Lake temperatures tend to be somewhere between “frigid” and “freezing,” while my preferred swimming temperature is “jacuzzi.” And I’m not a fan of feeling miserable, unless I’ve just listened to an emo album.
So when the old canoeing / kayaking / getting soaked in a boat idea came up, it was just bad luck that I had been indulging in some Dashboard Confessional.
It was only about 50 feet from the rental place to the dock, but in the time it took to drag the canoes down, a thick mist fell.
My waterproof jacket immediately gave proof that it was neither waterproof nor, in fact, at all serviceable as a jacket.
Seized with a flash of temporary enthusiasm, I took it off and tied it around a post. Then I grabbed the oars and pushed off into the unknown, feeling very fit and inspired.
That lasted about five seconds. It might have lasted longer, but a massive spider rappelled down from a tree by the shore and blew right into my canoe.
You know how Revere, with muffled oar, silently rowed to the Charlestown shore? If it was me that Longfellow was writing about, the poem would be full of screams and sloshing.
Somewhere beyond the mist, one of my teammates bellowed to ask if I was okay. “Don’t worry about her!” cried another. “She’s a contract worker!”
At the end of a minute, the spider was nowhere to be seen. But I had lost an oar. I tried to paddle after it but ended up spinning in circles.
When I stopped spinning, I felt a cold sinking feeling, and not just because I had several inches of water in the bottom of my canoe.
I couldn’t see the dock. I didn’t know the way back.

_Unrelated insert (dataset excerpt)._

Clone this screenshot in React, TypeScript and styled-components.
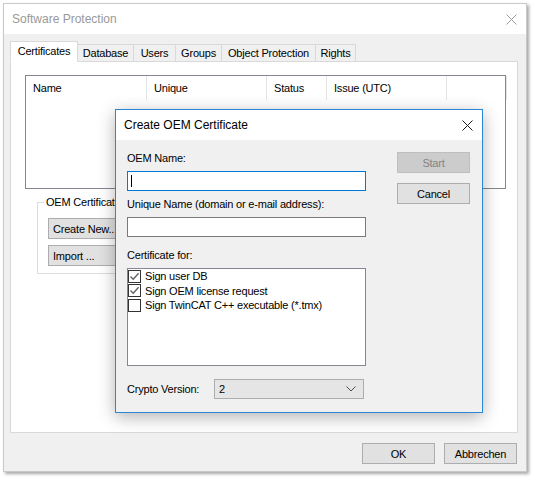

I heard my boss’s voice float across the water, nattering about the precious bonding experience that canoeing was. I tried to move toward him.
The only way to row now was to stab at the water on one side of my boat, then heave the oar up and take a whack at the other side.
Soon my lap was dripping. And my shoes. And my hair, since it’s a lot harder to row smoothly than the movies make it out to be.
I never made it to my boss, which was probably a good thing considering my last performance review.
That’s because one of my fellow engineers, Rafe, decided to reenact the Titanic incident. He shot out of the mist like an iceberg and T-boned my canoe.
The water was not jacuzzi temperature. Not even close. Luckily, I didn’t fall all the way in. After my canoe stopped pitching, Rafe, gentleman that he is, offered to guide me back to shore.
They say teamwork makes the dream work. What it really made was a long, slow zigzag back to the dock. But I got there in the end.
So did the spider. When I was hauling my canoe back, I saw it crawling along the edge and nearly knocked Rafe’s head off with my remaining oar.
We squelched back to the bus and enjoyed the precious bonding experience of dripping all over the seats. It was only when I got back to the office that I realized I had left my jacket at the lake.
Perhaps it’s still there, warning workers not to go canoeing. I wouldn’t know. Maybe the spider could tell you.